The [death of Cæsar] in no way stopped the assignment of lands, but rather rendered all possession of land in Italy unsafe. A few weeks after his death two new laws were promulgated, one by the tribune, Lucius Antonius,[1] a lex agraria, and the other the lex de colonis in agros deducendis by the consul Marcus Antonius. The first was enacted on the 5th of June,[2] and ordered that all the ager publicus still at the disposal of the state, including the Pomptine marshes which Cæsar had at one time planned to drain, but had not, be divided among the veterans and citizens. It was abrogated by a senatus consultum of the 4th of January, 43,[3] but was nevertheless carried into execution almost immediately with great relentlessness towards the enemies[4] of Antonius.
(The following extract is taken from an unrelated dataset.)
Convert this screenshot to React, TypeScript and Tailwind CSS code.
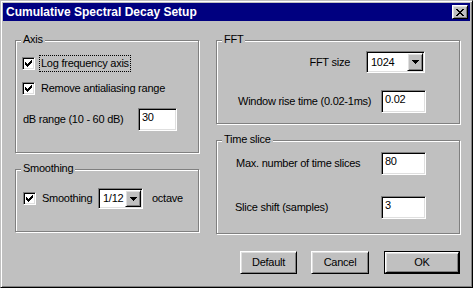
import React from 'react';

const raised =
  'border border-t-white border-l-white border-r-black border-b-black shadow-[inset_1px_1px_0_#dfdfdf,inset_-1px_-1px_0_#808080]';
const sunken =
  'border border-t-[#808080] border-l-[#808080] border-r-white border-b-white shadow-[inset_1px_1px_0_#000,inset_-1px_-1px_0_#dfdfdf]';

const Pixels: React.FC<{ rows: string[]; className?: string }> = ({ rows, className }) => (
  <svg
    width={rows[0].length}
    height={rows.length}
    viewBox={`0 0 ${rows[0].length} ${rows.length}`}
    shapeRendering="crispEdges"
    className={className}
  >
    {rows.map((row, y) =>
      row.split('').map((c, x) => (c === 'X' ? <rect key={`${x}-${y}`} x={x} y={y} width={1} height={1} fill="#000" /> : null))
    )}
  </svg>
);

const checkRows = ['......X', '.....XX', 'X...XXX', 'XX.XXX.', 'XXXXX..', '.XXX...', '..X....'];
const closeRows = ['XX....XX', '.XX..XX.', '..XXXX..', '...XX...', '..XXXX..', '.XX..XX.', 'XX....XX'];
const arrowRows = ['XXXXXXX', '.XXXXX.', '..XXX..', '...X...'];

const Checkbox: React.FC = () => (
  <div className={`w-[13px] h-[13px] bg-white flex items-center justify-center shrink-0 ${sunken}`}>
    <Pixels rows={checkRows} />
  </div>
);

const Field: React.FC<{ value: string; w: string }> = ({ value, w }) => (
  <div className={`${w} h-[23px] bg-white pl-[3px] pt-[2px] leading-[13px] shrink-0 ${sunken}`}>{value}</div>
);

const Combo: React.FC<{ value: string; w: string; h: string }> = ({ value, w, h }) => (
  <div className={`${w} ${h} bg-white p-[1px] flex shrink-0 ${sunken}`}>
    <div className="flex-1 pl-[3px] flex items-center overflow-hidden whitespace-nowrap">{value}</div>
    <div className={`w-[16px] h-full bg-[#c0c0c0] flex items-center justify-center ${raised}`}>
      <Pixels rows={arrowRows} />
    </div>
  </div>
);

const Group: React.FC<{ label: string; className: string; children: React.ReactNode }> = ({ label, className, children }) => (
  <div className={`relative border border-[#808080] shadow-[inset_1px_1px_0_#fff,1px_1px_0_#fff] ${className}`}>
    <span className="absolute top-[-8px] left-[5px] px-[2px] bg-[#c0c0c0] leading-[13px]">{label}</span>
    {children}
  </div>
);

const Button: React.FC<{ label: string; w: string; primary?: boolean }> = ({ label, w, primary }) =>
  primary ? (
    <div className={`${w} h-[23px] border border-black`}>
      <div className={`w-full h-full flex items-center justify-center ${raised}`}>{label}</div>
    </div>
  ) : (
    <div className={`${w} h-[23px] flex items-center justify-center ${raised}`}>{label}</div>
  );

export default function App() {
  return (
    <div
      className="w-[473px] h-[288px] bg-[#c0c0c0] text-black text-[11px] leading-[13px] tracking-[-0.25px] p-[2px] border border-t-[#c0c0c0] border-l-[#c0c0c0] border-r-black border-b-black shadow-[inset_1px_1px_0_#fff,inset_-1px_-1px_0_#808080]"
      style={{ fontFamily: '"Liberation Sans", Arial, sans-serif' }}
    >
      {/* title bar */}
      <div className="h-[18px] bg-[#000080] flex items-center pl-[3px] pr-[2px]">
        <span className="text-white font-bold text-[12px] tracking-normal flex-1">Cumulative Spectral Decay Setup</span>
        <div className={`w-[16px] h-[14px] bg-[#c0c0c0] flex items-center justify-center ${raised}`}>
          <Pixels rows={closeRows} />
        </div>
      </div>

      <div className="flex pl-[12px] pt-[19px] gap-[17px]">
        {/* left column */}
        <div className="w-[184px] flex flex-col">
          <Group label="Axis" className="h-[113px]">
            <div className="flex flex-col pl-[6px] pt-[16px]">
              <div className="flex items-center h-[13px]">
                <Checkbox />
                <span className="ml-[4px] px-[1px] border border-dotted border-black leading-[15px]">Log frequency axis</span>
              </div>
              <div className="flex items-center h-[13px] mt-[12px]">
                <Checkbox />
                <span className="ml-[4px] px-[1px] border border-transparent">Remove antialiasing range</span>
              </div>
              <div className="flex items-center mt-[13px]">
                <span className="w-[116px] pl-[1px]">dB range (10 - 60 dB)</span>
                <Field value="30" w="w-[39px]" />
              </div>
            </div>
          </Group>

          <Group label="Smoothing" className="h-[63px] mt-[16px]">
            <div className="flex items-center pl-[7px] pt-[18px]">
              <Checkbox />
              <span className="ml-[4px] px-[1px] w-[58px] border border-transparent">Smoothing</span>
              <Combo value="1/12" w="w-[45px]" h="h-[21px]" />
              <span className="ml-[9px]">octave</span>
            </div>
          </Group>
        </div>

        {/* right column */}
        <div className="w-[244px] flex flex-col">
          <Group label="FFT" className="h-[84px]">
            <div className="flex justify-end items-center gap-[16px] pr-[34px] mt-[10px]">
              <span>FFT size</span>
              <Combo value="1024" w="w-[59px]" h="h-[22px]" />
            </div>
            <div className="flex justify-between items-center pl-[21px] pr-[33px] mt-[17px]">
              <span>Window rise time (0.02-1ms)</span>
              <Field value="0.02" w="w-[45px]" />
            </div>
          </Group>

          <Group label="Time slice" className="h-[94px] mt-[16px]">
            <div className="flex justify-between items-center pl-[19px] pr-[33px] mt-[11px]">
              <span>Max. number of time slices</span>
              <Field value="80" w="w-[45px]" />
            </div>
            <div className="flex justify-between items-center pl-[18px] pr-[33px] mt-[21px]">
              <span>Slice shift (samples)</span>
              <Field value="3" w="w-[45px]" />
            </div>
          </Group>

          <div className="flex justify-end mt-[17px]">
            <Button label="Default" w="w-[57px]" />
            <Button label="Cancel" w="w-[58px] ml-[14px]" />
            <Button label="OK" w="w-[76px] ml-[15px]" primary />
          </div>
        </div>
      </div>
    </div>
  );
}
The second, the Lex Antonia, perished in April of 44, and had as a result the establishment of a colony near Casilinum,[5] which Cæsar had already colonized; the remainder of the domain lands, the ager Campanus and ager Leontinus, was converted into a reward for the supporters of Antonius.[6] This was also set aside by the new law of the consul C. Vibius Pansa, in February, 43.[7]
[Second Triumvirate]. When Antony, Lepidus, and Octavius were reconciled, thus forming the second triumvirate, the treaty sanctioning this new state of affairs stipulated, in favor of the soldiers, a new distribution of lands, i.e., a new agrarian law; Appian says:—"In order to increase the zeal of the army, the triumvirs promised to the soldiers, independent[8] of other results of victory and a gratuity of colonies, 18 Italian towns, important by means of their wealth and the richness of their lands. These were divided among the soldiers with their lands and buildings, as conquered towns. Among the number were Capua, Rhegium, Venusia, Beneventum, Nuceria and Vibo. Thus the most beautiful part of Italy became the prey of the soldiers."
Dion Cassius, Suetonius and Velleius Paterculus all mention these assignments. After the battle of Philippi and the defeat and death of Brutus and Cassius, 170,000 men were provided for, in accordance with these promises, out of the goods of the proscribed and the lands confiscated to the state. The lands of the towns mentioned in Appian were taken under the form of a forced sale, but the purchase money was never paid owing to the bankrupt condition of the treasury.